== GIVEN MATERIAL

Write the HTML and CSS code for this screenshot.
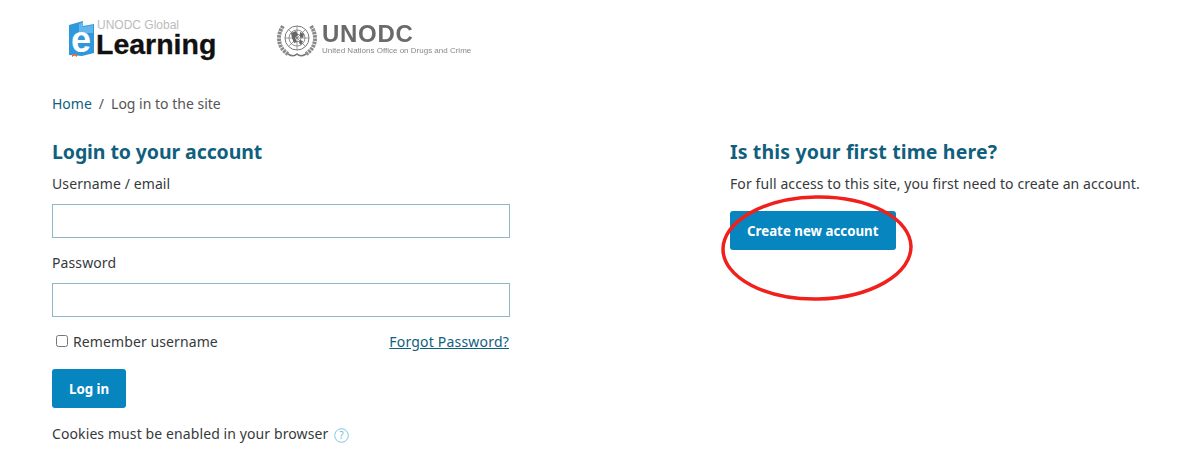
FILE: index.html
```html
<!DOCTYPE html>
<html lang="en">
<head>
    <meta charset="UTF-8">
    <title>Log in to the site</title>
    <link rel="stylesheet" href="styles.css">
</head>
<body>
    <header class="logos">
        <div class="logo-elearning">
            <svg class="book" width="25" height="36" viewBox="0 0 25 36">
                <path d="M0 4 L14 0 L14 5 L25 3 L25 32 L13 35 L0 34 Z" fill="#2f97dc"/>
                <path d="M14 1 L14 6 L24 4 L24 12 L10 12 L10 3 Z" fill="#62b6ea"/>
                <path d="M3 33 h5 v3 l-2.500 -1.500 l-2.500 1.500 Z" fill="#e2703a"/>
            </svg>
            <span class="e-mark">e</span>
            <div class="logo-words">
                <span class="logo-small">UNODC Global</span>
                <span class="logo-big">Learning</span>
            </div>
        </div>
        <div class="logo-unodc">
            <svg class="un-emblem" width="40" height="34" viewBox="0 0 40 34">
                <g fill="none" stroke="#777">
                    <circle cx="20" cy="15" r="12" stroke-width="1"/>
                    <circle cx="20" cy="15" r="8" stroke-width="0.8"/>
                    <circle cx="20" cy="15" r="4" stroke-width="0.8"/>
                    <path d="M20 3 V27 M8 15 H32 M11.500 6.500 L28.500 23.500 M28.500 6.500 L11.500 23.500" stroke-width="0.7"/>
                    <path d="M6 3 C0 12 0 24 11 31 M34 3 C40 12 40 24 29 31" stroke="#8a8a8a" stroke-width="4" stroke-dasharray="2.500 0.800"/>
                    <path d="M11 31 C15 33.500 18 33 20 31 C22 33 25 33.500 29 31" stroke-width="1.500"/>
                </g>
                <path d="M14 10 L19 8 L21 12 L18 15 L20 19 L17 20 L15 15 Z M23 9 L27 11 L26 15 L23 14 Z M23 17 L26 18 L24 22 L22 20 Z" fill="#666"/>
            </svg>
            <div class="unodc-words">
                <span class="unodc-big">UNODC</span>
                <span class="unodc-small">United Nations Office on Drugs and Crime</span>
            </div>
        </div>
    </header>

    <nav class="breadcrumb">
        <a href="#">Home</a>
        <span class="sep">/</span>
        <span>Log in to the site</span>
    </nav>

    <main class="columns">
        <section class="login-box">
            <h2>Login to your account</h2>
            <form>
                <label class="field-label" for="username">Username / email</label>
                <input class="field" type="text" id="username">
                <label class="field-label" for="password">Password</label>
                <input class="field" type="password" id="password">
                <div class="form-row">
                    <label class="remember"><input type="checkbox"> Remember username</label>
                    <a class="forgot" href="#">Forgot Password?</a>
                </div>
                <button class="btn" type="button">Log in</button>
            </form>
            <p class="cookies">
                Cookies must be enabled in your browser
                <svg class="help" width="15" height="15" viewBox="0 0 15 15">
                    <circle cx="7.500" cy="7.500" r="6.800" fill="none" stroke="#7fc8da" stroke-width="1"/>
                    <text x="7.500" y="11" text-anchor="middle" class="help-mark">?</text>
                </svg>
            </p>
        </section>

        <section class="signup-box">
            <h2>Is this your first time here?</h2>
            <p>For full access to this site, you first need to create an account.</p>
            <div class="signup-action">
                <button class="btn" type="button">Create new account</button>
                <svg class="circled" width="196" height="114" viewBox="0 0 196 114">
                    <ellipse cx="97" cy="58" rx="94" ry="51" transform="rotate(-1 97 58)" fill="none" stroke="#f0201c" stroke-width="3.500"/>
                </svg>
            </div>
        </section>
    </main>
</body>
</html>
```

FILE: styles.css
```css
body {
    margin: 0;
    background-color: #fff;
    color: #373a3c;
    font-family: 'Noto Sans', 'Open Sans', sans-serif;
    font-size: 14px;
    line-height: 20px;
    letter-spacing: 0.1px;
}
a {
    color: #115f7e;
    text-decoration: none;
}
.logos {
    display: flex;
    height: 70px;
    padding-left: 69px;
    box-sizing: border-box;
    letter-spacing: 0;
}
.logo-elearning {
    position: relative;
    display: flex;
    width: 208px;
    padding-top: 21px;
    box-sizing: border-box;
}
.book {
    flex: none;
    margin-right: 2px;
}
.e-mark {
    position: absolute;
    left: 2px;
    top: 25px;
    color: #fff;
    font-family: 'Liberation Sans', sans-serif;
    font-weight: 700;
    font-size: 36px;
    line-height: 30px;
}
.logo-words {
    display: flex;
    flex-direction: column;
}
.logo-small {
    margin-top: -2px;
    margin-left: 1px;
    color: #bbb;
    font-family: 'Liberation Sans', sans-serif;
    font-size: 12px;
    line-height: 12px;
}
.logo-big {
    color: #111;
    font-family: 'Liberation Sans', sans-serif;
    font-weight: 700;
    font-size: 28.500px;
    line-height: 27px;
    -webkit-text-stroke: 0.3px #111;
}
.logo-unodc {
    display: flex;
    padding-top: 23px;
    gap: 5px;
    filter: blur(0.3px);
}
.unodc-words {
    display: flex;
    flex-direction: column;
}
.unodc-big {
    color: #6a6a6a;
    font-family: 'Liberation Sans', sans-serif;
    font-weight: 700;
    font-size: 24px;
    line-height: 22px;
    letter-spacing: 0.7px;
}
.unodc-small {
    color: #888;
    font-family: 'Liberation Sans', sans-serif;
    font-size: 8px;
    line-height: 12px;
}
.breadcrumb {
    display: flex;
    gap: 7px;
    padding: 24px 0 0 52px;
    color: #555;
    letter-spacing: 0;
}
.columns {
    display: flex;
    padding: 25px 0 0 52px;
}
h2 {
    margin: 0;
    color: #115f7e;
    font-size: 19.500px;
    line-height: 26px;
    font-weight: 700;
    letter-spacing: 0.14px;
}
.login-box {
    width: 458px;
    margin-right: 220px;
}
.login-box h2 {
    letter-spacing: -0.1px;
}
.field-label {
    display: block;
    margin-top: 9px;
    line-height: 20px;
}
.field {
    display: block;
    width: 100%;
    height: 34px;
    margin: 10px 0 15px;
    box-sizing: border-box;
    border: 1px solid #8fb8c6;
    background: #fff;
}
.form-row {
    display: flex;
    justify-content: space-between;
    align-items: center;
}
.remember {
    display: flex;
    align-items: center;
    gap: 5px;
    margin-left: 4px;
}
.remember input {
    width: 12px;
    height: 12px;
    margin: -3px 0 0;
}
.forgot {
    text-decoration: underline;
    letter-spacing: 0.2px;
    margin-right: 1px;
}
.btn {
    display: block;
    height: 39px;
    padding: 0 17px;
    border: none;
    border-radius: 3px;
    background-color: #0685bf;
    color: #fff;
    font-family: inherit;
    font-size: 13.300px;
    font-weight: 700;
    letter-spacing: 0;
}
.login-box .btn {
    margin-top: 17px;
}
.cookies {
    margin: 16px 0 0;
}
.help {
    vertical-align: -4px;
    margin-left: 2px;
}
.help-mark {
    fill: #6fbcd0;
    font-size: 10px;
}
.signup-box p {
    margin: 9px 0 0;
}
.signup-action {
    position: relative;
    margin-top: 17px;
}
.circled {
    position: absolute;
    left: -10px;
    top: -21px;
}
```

====

**TASK:**
Check each line of the listing above for the string "this", then report only how many lines have it.

**SOLUTION BELOW:**
3